Mi esposa y yo hemos observado a muchos conversos a la Iglesia hacer los cambios necesarios para convertirse en almas centradas en el Evangelio. Hemos visto a cientos de jóvenes misioneros regulares en Buenos Aires, Argentina, hacer los sacrificios necesarios para volverse verdaderos siervos consagrados del Señor. Lo único que se requiere es deseo, obediencia, dedicación y perseverancia. ¡El Señor hará el resto!

Nosotros somos Sus hijos; Él nos ama y nos conoce a cada uno por nuestro propio nombre. Él desea que regresemos a Su presencia y vivamos con Él eternamente. Éste es el gran legado del Evangelio de Jesucristo. Debido al sacrificio expiatorio de nuestro Salvador, tenemos la certeza de una vida en el más allá y de la posibilidad de heredar todo lo que el Padre tiene. Con este conocimiento y este legado, debemos “seguir adelante con firmeza en Cristo, teniendo un fulgor perfecto de esperanza” (2 Nefi 31:20).

Debemos seguir el ejemplo de nuestro amado Profeta, el presidente Hinckley, quien recientemente dijo a los alumnos de Ricks College: “A ustedes digo con toda la energía de que soy capaz: no se conviertan en el eslabón débil de la cadena de sus generaciones. Ustedes vienen al mundo con un legado maravilloso; provienen de grandes hombres y mujeres… Nunca los defrauden. Nunca hagan algo que debilite la cadena de la cual ustedes forman una parte fundamental” (Scroll, 14 de septiembre de 1999, pág. 21). Para mí eso significa que debemos hacer todo lo que esté a nuestro alcance para asegurar que inculquemos en nuestros seres queridos el gran legado de un testimonio perdurable del Evangelio de Jesucristo.

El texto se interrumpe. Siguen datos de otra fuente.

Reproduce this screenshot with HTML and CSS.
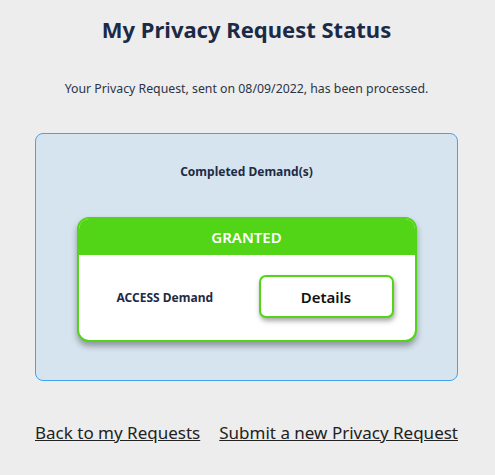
FILE: index.html
```html
<!DOCTYPE html>
<html>
<head>
<meta charset="utf-8">
<link rel="stylesheet" href="styles.css">
</head>
<body>
<main class="page">
  <h1 class="title">My Privacy Request Status</h1>
  <p class="intro">Your Privacy Request, sent on 08/09/2022, has been processed.</p>
  <section class="panel">
    <h2 class="panel-title">Completed Demand(s)</h2>
    <div class="card">
      <div class="card-head">GRANTED</div>
      <div class="card-body">
        <span class="demand">ACCESS Demand</span>
        <button class="details">Details</button>
      </div>
    </div>
  </section>
  <nav class="links">
    <a href="#" class="link">Back to my Requests</a>
    <a href="#" class="link">Submit a new Privacy Request</a>
  </nav>
</main>
</body>
</html>
```
FILE: styles.css
```css
html, body {
  margin: 0;
  padding: 0;
  background: #ededed;
}
body {
  font-family: "Noto Sans", "Open Sans", sans-serif;
  color: #1d2a44;
}
.page {
  width: 423px;
  margin: 0 0 0 35px;
  padding-top: 14px;
  display: flex;
  flex-direction: column;
  align-items: stretch;
}
.title {
  margin: 0;
  text-align: center;
  font-size: 22px;
  font-weight: 700;
  color: #1b2a46;
  line-height: 30px;
}
.intro {
  margin: 36px 0 0;
  text-align: center;
  font-size: 12.3px;
  line-height: 17px;
  color: #2b3447;
}
.panel {
  margin-top: 36px;
  height: 246px;
  background: #d6e4ef;
  border: 1px solid #42a3ef;
  border-radius: 8px;
  display: flex;
  flex-direction: column;
  align-items: center;
}
.panel-title {
  margin: 29px 0 0;
  font-size: 12px;
  font-weight: 700;
  line-height: 17px;
  color: #1f2b44;
}
.card {
  margin-top: 37px;
  width: 336px;
  height: 121px;
  border: 2px solid #52d417;
  border-radius: 12px;
  background: #fff;
  overflow: hidden;
  box-shadow: 0 4px 6px rgba(0,0,0,0.35);
  display: flex;
  flex-direction: column;
}
.card-head {
  background: #52d417;
  color: #fff;
  text-align: center;
  font-size: 15px;
  font-weight: 600;
  height: 36px;
  line-height: 37px;
}
.card-body {
  flex: 1;
  display: flex;
  align-items: center;
  padding-left: 38px;
}
.demand {
  font-size: 12px;
  font-weight: 700;
  color: #1f2b44;
  width: 142px;
}
.details {
  width: 135px;
  height: 43px;
  border: 2px solid #52d417;
  border-radius: 7px;
  background: #fff;
  font-family: inherit;
  font-size: 15px;
  font-weight: 600;
  color: #111;
  box-shadow: 1px 3px 5px rgba(0,0,0,0.35);
  margin-top: -2px;
}
.links {
  margin-top: 40px;
  display: flex;
  justify-content: space-between;
}
.link {
  font-size: 17px;
  color: #222;
  text-decoration: underline;
}
```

Como lo dijo tan elocuentemente mi abuelo hace setenta y cuatro años: “Me regocijo al dar testimonio al mundo de la veracidad de esta obra del Señor, porque sé que es verdad; sé que es para la edificación y el adelanto de los hijos de Dios, y ruego que el Señor nos ayude… a permanecer fieles y leales, para que seamos obreros valientes en la causa de la rectitud y ayudemos a edificar Su reino sobre la tierra” (Lars Oveson, en Conference Report, abril de 1925, pág. 127). A esas verdades agrego mi propio testimonio en el nombre de Jesucristo. Amén.